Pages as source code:
____________

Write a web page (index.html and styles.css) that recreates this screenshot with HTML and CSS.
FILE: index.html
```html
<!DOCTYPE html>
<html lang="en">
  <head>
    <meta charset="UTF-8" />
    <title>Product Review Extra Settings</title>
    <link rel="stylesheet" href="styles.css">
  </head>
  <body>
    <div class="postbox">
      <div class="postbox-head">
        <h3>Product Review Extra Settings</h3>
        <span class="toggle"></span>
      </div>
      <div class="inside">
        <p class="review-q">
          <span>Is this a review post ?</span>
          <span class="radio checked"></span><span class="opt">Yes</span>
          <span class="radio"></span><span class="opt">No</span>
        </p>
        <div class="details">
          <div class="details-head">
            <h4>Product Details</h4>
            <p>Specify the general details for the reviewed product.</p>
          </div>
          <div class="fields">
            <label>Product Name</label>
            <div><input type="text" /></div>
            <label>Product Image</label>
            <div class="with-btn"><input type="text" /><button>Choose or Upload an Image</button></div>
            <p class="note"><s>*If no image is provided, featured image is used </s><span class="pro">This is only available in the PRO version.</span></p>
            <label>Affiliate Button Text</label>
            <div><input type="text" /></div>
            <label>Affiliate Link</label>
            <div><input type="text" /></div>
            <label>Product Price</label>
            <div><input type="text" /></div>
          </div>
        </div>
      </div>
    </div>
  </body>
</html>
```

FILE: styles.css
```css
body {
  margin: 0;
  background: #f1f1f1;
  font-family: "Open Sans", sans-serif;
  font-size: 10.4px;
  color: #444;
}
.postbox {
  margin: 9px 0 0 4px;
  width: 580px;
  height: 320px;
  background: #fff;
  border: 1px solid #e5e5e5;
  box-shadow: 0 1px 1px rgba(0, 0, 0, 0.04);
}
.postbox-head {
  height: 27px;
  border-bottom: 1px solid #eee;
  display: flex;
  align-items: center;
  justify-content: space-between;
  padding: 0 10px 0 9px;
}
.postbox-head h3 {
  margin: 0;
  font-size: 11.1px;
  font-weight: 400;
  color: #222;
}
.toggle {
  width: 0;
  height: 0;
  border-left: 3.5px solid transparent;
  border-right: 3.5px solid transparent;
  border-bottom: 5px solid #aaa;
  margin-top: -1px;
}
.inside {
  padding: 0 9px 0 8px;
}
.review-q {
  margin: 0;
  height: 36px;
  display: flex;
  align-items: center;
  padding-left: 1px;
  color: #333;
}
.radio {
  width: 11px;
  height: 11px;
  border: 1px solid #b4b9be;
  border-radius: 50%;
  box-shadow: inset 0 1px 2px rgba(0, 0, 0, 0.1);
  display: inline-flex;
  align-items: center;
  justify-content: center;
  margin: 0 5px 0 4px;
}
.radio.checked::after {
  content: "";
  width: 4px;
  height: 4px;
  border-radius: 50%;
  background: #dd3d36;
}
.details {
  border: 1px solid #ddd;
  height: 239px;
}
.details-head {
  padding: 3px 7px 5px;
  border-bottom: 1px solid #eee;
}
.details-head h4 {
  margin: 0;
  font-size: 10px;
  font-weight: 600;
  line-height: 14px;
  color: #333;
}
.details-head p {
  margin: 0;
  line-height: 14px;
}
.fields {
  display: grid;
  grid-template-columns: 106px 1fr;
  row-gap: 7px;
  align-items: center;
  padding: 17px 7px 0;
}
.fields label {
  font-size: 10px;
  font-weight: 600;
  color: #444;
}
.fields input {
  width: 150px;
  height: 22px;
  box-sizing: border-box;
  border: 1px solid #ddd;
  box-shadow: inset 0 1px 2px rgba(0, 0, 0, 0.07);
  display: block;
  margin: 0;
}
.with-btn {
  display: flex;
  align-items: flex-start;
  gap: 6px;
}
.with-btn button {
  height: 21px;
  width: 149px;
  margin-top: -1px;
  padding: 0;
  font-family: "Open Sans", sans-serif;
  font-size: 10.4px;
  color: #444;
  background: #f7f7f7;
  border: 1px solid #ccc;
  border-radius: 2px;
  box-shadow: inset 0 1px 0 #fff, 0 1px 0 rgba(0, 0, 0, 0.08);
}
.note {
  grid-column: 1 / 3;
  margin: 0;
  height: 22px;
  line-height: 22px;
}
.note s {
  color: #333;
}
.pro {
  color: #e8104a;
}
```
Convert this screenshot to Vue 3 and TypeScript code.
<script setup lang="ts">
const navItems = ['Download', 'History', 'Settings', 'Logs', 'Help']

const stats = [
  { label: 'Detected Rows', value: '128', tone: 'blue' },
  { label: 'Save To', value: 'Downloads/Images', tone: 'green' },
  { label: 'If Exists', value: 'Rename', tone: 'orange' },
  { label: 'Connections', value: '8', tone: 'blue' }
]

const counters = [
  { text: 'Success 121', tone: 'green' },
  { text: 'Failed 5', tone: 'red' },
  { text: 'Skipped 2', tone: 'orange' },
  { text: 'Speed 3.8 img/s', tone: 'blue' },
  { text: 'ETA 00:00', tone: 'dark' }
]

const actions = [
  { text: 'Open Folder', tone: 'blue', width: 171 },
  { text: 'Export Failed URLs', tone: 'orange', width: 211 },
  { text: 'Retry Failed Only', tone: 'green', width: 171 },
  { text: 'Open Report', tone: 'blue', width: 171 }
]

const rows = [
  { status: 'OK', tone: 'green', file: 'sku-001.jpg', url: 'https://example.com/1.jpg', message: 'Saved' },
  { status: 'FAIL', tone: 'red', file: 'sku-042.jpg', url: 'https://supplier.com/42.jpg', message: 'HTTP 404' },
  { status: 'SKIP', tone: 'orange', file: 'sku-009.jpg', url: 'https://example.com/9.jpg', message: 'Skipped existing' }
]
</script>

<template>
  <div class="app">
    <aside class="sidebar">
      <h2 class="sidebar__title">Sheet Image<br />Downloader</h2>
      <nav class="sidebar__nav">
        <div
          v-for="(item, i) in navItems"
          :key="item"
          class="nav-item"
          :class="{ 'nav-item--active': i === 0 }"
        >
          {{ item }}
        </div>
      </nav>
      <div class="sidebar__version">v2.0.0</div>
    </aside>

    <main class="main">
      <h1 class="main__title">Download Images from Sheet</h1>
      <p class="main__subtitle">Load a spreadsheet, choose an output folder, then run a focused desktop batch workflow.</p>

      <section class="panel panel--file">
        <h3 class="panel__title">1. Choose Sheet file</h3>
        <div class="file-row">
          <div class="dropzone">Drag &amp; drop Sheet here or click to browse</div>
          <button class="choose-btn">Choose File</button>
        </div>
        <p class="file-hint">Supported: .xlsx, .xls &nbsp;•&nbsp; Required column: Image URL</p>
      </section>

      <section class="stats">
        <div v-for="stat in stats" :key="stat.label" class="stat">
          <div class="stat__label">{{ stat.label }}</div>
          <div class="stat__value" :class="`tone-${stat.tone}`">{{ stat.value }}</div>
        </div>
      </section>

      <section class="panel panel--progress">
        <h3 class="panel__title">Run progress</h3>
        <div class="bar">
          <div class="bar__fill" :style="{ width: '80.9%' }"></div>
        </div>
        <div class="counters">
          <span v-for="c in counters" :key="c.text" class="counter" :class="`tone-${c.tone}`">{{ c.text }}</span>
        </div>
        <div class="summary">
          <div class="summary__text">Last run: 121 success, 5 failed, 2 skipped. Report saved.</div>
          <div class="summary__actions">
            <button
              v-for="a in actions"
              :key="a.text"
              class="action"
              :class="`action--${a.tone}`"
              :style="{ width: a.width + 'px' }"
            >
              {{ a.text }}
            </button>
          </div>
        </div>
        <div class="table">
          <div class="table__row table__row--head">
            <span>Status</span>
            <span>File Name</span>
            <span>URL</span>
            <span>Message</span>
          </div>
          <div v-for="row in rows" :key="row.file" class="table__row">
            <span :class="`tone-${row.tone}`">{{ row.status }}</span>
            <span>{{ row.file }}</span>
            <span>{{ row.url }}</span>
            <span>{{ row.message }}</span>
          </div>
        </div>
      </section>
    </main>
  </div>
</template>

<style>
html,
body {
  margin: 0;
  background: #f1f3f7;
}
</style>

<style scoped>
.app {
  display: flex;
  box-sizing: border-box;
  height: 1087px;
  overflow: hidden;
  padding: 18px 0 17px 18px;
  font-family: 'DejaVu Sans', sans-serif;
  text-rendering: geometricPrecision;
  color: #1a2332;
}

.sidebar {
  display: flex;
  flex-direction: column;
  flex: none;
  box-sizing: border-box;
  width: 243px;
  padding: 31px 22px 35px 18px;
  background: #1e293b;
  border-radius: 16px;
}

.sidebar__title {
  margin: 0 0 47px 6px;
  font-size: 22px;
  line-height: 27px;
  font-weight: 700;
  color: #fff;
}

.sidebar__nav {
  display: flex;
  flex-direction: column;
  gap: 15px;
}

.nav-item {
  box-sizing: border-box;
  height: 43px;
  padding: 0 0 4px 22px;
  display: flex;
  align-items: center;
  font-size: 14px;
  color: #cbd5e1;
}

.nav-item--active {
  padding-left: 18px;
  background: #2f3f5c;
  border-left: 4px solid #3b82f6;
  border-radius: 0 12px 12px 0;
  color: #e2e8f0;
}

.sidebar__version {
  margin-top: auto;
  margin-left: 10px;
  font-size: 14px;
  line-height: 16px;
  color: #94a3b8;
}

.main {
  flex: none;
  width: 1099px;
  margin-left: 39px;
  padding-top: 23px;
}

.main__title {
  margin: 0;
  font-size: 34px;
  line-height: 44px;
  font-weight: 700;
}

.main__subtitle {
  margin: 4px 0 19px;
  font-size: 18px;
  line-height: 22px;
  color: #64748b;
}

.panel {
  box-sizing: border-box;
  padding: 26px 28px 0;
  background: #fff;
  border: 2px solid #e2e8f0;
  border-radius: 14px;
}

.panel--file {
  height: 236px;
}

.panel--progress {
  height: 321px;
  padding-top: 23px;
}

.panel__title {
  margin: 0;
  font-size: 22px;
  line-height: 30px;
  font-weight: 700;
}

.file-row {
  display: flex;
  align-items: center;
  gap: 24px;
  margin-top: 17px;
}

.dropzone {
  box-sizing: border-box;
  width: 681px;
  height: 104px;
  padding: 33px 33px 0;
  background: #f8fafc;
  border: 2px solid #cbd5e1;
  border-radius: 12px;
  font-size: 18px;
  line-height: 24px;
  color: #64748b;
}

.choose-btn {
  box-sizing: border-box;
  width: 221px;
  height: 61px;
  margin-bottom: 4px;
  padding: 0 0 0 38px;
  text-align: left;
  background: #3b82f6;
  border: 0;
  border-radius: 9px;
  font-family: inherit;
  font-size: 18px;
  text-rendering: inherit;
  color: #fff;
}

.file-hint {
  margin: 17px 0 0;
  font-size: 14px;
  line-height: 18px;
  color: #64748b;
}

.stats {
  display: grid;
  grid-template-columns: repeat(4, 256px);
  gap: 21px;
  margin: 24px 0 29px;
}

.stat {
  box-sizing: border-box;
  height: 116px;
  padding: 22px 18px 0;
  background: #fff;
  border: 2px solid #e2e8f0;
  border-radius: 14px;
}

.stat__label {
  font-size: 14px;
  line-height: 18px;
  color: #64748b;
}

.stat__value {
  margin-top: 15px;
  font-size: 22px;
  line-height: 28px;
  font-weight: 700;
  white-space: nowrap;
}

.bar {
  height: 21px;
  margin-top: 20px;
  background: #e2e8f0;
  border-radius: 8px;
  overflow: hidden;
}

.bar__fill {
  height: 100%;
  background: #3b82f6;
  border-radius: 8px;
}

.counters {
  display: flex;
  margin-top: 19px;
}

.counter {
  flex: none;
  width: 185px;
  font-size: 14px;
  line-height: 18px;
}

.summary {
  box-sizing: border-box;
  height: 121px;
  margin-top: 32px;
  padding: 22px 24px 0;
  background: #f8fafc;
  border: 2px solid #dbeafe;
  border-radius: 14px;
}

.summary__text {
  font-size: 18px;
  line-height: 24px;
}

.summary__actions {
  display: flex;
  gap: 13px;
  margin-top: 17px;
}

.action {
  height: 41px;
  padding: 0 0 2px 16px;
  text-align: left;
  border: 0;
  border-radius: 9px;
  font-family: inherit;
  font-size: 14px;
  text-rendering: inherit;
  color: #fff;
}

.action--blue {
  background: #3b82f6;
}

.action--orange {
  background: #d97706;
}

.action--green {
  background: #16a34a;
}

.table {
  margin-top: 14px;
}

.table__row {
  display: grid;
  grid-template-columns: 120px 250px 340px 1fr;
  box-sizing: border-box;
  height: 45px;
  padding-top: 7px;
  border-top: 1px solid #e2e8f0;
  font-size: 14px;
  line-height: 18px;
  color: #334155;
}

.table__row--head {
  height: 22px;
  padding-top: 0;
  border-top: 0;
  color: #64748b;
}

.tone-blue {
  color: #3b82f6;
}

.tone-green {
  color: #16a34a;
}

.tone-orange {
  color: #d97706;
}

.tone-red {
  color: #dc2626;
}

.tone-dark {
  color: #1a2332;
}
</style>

____________

PROBLEM DETAILS. Return every line holding the word "with" from the records.

TASK OUTPUT.
Write a web page (index.html and styles.css) that recreates this screenshot with HTML and CSS.
            <div class="with-btn"><input type="text" /><button>Choose or Upload an Image</button></div>
.with-btn {
.with-btn button {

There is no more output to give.